══ GIVEN MATERIAL ══

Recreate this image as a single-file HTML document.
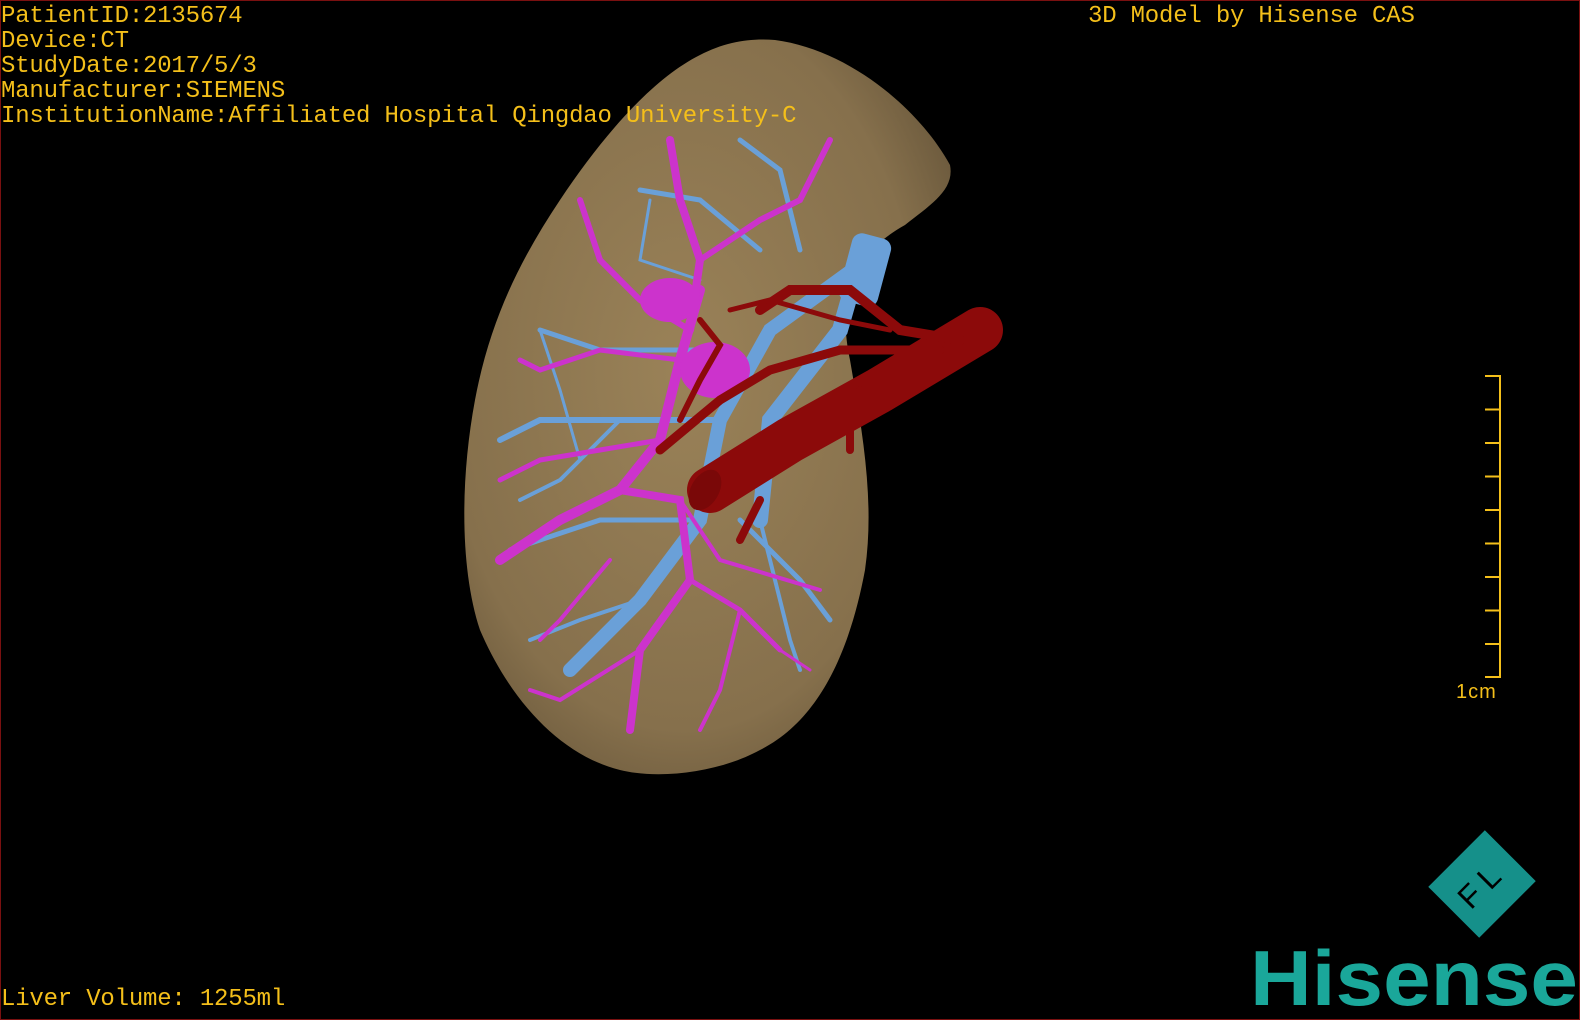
<!DOCTYPE html>
<html><head><meta charset="utf-8"><style>
html,body{margin:0;padding:0;background:#000;}
body{width:1580px;height:1020px;position:relative;overflow:hidden;}
.frame{position:absolute;left:0;top:0;width:1578px;height:1018px;border:1px solid #7a1010;}
.t{position:absolute;color:#f4bf1a;font-family:"Liberation Mono",monospace;font-size:24px;line-height:25px;white-space:pre;letter-spacing:-0.2px;}
svg{position:absolute;left:0;top:0;}
</style></head><body>
<svg width="1580" height="1020" viewBox="0 0 1580 1020">
<defs>
<radialGradient id="lg" cx="0.45" cy="0.45" r="0.7">
<stop offset="0" stop-color="#9a8258"/><stop offset="0.7" stop-color="#86704c"/><stop offset="1" stop-color="#5e4e35"/>
</radialGradient>
</defs>
<path d="M775,40 C850,50 920,110 950,165 C955,190 930,205 905,225 C860,250 835,290 850,360 C862,430 875,500 865,570 C850,650 820,720 760,750 C720,772 660,780 620,770 C560,755 510,700 480,630 C460,570 460,480 475,400 C490,320 520,260 560,200 C600,140 650,80 700,55 C725,42 750,38 775,40 Z" fill="url(#lg)"/>
<g fill="none" stroke="#6aa0d8" stroke-linecap="round">
<path d="M880,250 L770,330 L720,420 L700,520 L640,600 L570,670" stroke-width="14"/>
<path d="M860,260 L840,330 L770,420 L760,520" stroke-width="16"/>
<path d="M720,420 L620,420 L540,420 L500,440" stroke-width="6"/>
<path d="M700,350 L600,350 L540,330" stroke-width="5"/>
<path d="M760,250 L700,200 L640,190" stroke-width="5"/>
<path d="M800,250 L780,170 L740,140" stroke-width="5"/>
<path d="M740,520 L800,580 L830,620" stroke-width="5"/>
<path d="M700,520 L600,520 L510,550" stroke-width="5"/>
<path d="M640,600 L580,620 L530,640" stroke-width="4"/>
<path d="M760,520 L790,640 L800,670" stroke-width="4"/>
<path d="M620,420 L560,480 L520,500" stroke-width="4"/>
<path d="M540,330 L560,390 L580,460" stroke-width="3"/>
<path d="M650,200 L640,260 L700,280" stroke-width="3"/>
</g>
<rect x="845" y="235" width="40" height="70" rx="10" fill="#6aa0d8" transform="rotate(15 865 270)"/>
<g fill="none" stroke="#cc33cc" stroke-linecap="round">
<path d="M700,290 L680,360 L660,440 L620,490 L560,520 L500,560" stroke-width="10"/>
<path d="M690,330 L700,260 L680,200 L670,140" stroke-width="8"/>
<path d="M700,260 L760,220 L800,200 L830,140" stroke-width="6"/>
<path d="M690,330 L640,300 L600,260 L580,200" stroke-width="6"/>
<path d="M680,360 L600,350 L540,370 L520,360" stroke-width="5"/>
<path d="M660,440 L600,450 L540,460 L500,480" stroke-width="5"/>
<path d="M620,490 L680,500 L690,580 L640,650 L630,730" stroke-width="8"/>
<path d="M690,580 L740,610 L780,650" stroke-width="5"/>
<path d="M680,500 L720,560 L820,590" stroke-width="4"/>
<path d="M640,650 L560,700 L530,690" stroke-width="4"/>
<path d="M610,560 L560,620 L540,640" stroke-width="4"/>
<path d="M740,610 L720,690 L700,730" stroke-width="4"/>
<path d="M780,650 L810,670" stroke-width="3"/>
</g>
<ellipse cx="715" cy="370" rx="35" ry="28" fill="#cc33cc"/>
<ellipse cx="670" cy="300" rx="30" ry="22" fill="#cc33cc"/>
<g fill="none" stroke="#8c0a0a" stroke-linecap="round">
<path d="M980,330 L880,390 L790,440 L710,490" stroke-width="46"/>
<path d="M960,340 L900,330 L850,290 L790,290 L760,310" stroke-width="10"/>
<path d="M940,350 L840,350 L770,370 L720,400 L660,450" stroke-width="9"/>
<path d="M860,390 L850,420 L850,450" stroke-width="8"/>
<path d="M760,500 L740,540" stroke-width="8"/>
<path d="M700,320 L720,345 L700,380 L680,420" stroke-width="6"/>
<path d="M890,330 L840,320 L770,300 L730,310" stroke-width="5"/>
</g>
<ellipse cx="705" cy="490" rx="14" ry="22" fill="#7a0808" transform="rotate(30 705 490)"/>
<g stroke="#f4bf1a" stroke-width="2" fill="none">
<path d="M1485,376 H1500 V677 H1485"/>
<path d="M1485,409.5H1500M1485,443H1500M1485,476.5H1500M1485,510H1500M1485,543.5H1500M1485,577H1500M1485,610.5H1500M1485,644H1500"/>
</g>
<text x="1456" y="698" fill="#f4bf1a" font-family="Liberation Sans,sans-serif" font-size="20" letter-spacing="1">1cm</text>
<g transform="translate(1482,884) rotate(-45)">
<rect x="-40" y="-36" width="80" height="72" fill="#15908a"/>
<text x="0" y="11" fill="#000" text-anchor="middle" font-family="Liberation Sans,sans-serif" font-size="32" letter-spacing="8">FL</text>
</g>
<text x="1250" y="1005" fill="#1aa79a" font-family="Liberation Sans,sans-serif" font-weight="bold" font-size="78" textLength="328" lengthAdjust="spacingAndGlyphs">Hisense</text>
</svg>
<div class="frame"></div>
<div class="t" style="left:1px;top:4px">PatientID:2135674
Device:CT
StudyDate:2017/5/3
Manufacturer:SIEMENS
InstitutionName:Affiliated Hospital Qingdao University-C</div>
<div class="t" style="left:1088px;top:4px">3D Model by Hisense CAS</div>
<div class="t" style="left:1px;top:987px">Liver Volume: 1255ml</div>
</body></html>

═══

**YOUR OBJECTIVE**.
Set the pictures aside and transcribe the data above exactly.

**TASK RESPONSE**.
Recreate this image as a single-file HTML document.
<!DOCTYPE html>
<html><head><meta charset="utf-8"><style>
html,body{margin:0;padding:0;background:#000;}
body{width:1580px;height:1020px;position:relative;overflow:hidden;}
.frame{position:absolute;left:0;top:0;width:1578px;height:1018px;border:1px solid #7a1010;}
.t{position:absolute;color:#f4bf1a;font-family:"Liberation Mono",monospace;font-size:24px;line-height:25px;white-space:pre;letter-spacing:-0.2px;}
svg{position:absolute;left:0;top:0;}
</style></head><body>
<svg width="1580" height="1020" viewBox="0 0 1580 1020">
<defs>
<radialGradient id="lg" cx="0.45" cy="0.45" r="0.7">
<stop offset="0" stop-color="#9a8258"/><stop offset="0.7" stop-color="#86704c"/><stop offset="1" stop-color="#5e4e35"/>
</radialGradient>
</defs>
<path d="M775,40 C850,50 920,110 950,165 C955,190 930,205 905,225 C860,250 835,290 850,360 C862,430 875,500 865,570 C850,650 820,720 760,750 C720,772 660,780 620,770 C560,755 510,700 480,630 C460,570 460,480 475,400 C490,320 520,260 560,200 C600,140 650,80 700,55 C725,42 750,38 775,40 Z" fill="url(#lg)"/>
<g fill="none" stroke="#6aa0d8" stroke-linecap="round">
<path d="M880,250 L770,330 L720,420 L700,520 L640,600 L570,670" stroke-width="14"/>
<path d="M860,260 L840,330 L770,420 L760,520" stroke-width="16"/>
<path d="M720,420 L620,420 L540,420 L500,440" stroke-width="6"/>
<path d="M700,350 L600,350 L540,330" stroke-width="5"/>
<path d="M760,250 L700,200 L640,190" stroke-width="5"/>
<path d="M800,250 L780,170 L740,140" stroke-width="5"/>
<path d="M740,520 L800,580 L830,620" stroke-width="5"/>
<path d="M700,520 L600,520 L510,550" stroke-width="5"/>
<path d="M640,600 L580,620 L530,640" stroke-width="4"/>
<path d="M760,520 L790,640 L800,670" stroke-width="4"/>
<path d="M620,420 L560,480 L520,500" stroke-width="4"/>
<path d="M540,330 L560,390 L580,460" stroke-width="3"/>
<path d="M650,200 L640,260 L700,280" stroke-width="3"/>
</g>
<rect x="845" y="235" width="40" height="70" rx="10" fill="#6aa0d8" transform="rotate(15 865 270)"/>
<g fill="none" stroke="#cc33cc" stroke-linecap="round">
<path d="M700,290 L680,360 L660,440 L620,490 L560,520 L500,560" stroke-width="10"/>
<path d="M690,330 L700,260 L680,200 L670,140" stroke-width="8"/>
<path d="M700,260 L760,220 L800,200 L830,140" stroke-width="6"/>
<path d="M690,330 L640,300 L600,260 L580,200" stroke-width="6"/>
<path d="M680,360 L600,350 L540,370 L520,360" stroke-width="5"/>
<path d="M660,440 L600,450 L540,460 L500,480" stroke-width="5"/>
<path d="M620,490 L680,500 L690,580 L640,650 L630,730" stroke-width="8"/>
<path d="M690,580 L740,610 L780,650" stroke-width="5"/>
<path d="M680,500 L720,560 L820,590" stroke-width="4"/>
<path d="M640,650 L560,700 L530,690" stroke-width="4"/>
<path d="M610,560 L560,620 L540,640" stroke-width="4"/>
<path d="M740,610 L720,690 L700,730" stroke-width="4"/>
<path d="M780,650 L810,670" stroke-width="3"/>
</g>
<ellipse cx="715" cy="370" rx="35" ry="28" fill="#cc33cc"/>
<ellipse cx="670" cy="300" rx="30" ry="22" fill="#cc33cc"/>
<g fill="none" stroke="#8c0a0a" stroke-linecap="round">
<path d="M980,330 L880,390 L790,440 L710,490" stroke-width="46"/>
<path d="M960,340 L900,330 L850,290 L790,290 L760,310" stroke-width="10"/>
<path d="M940,350 L840,350 L770,370 L720,400 L660,450" stroke-width="9"/>
<path d="M860,390 L850,420 L850,450" stroke-width="8"/>
<path d="M760,500 L740,540" stroke-width="8"/>
<path d="M700,320 L720,345 L700,380 L680,420" stroke-width="6"/>
<path d="M890,330 L840,320 L770,300 L730,310" stroke-width="5"/>
</g>
<ellipse cx="705" cy="490" rx="14" ry="22" fill="#7a0808" transform="rotate(30 705 490)"/>
<g stroke="#f4bf1a" stroke-width="2" fill="none">
<path d="M1485,376 H1500 V677 H1485"/>
<path d="M1485,409.5H1500M1485,443H1500M1485,476.5H1500M1485,510H1500M1485,543.5H1500M1485,577H1500M1485,610.5H1500M1485,644H1500"/>
</g>
<text x="1456" y="698" fill="#f4bf1a" font-family="Liberation Sans,sans-serif" font-size="20" letter-spacing="1">1cm</text>
<g transform="translate(1482,884) rotate(-45)">
<rect x="-40" y="-36" width="80" height="72" fill="#15908a"/>
<text x="0" y="11" fill="#000" text-anchor="middle" font-family="Liberation Sans,sans-serif" font-size="32" letter-spacing="8">FL</text>
</g>
<text x="1250" y="1005" fill="#1aa79a" font-family="Liberation Sans,sans-serif" font-weight="bold" font-size="78" textLength="328" lengthAdjust="spacingAndGlyphs">Hisense</text>
</svg>
<div class="frame"></div>
<div class="t" style="left:1px;top:4px">PatientID:2135674
Device:CT
StudyDate:2017/5/3
Manufacturer:SIEMENS
InstitutionName:Affiliated Hospital Qingdao University-C</div>
<div class="t" style="left:1088px;top:4px">3D Model by Hisense CAS</div>
<div class="t" style="left:1px;top:987px">Liver Volume: 1255ml</div>
</body></html>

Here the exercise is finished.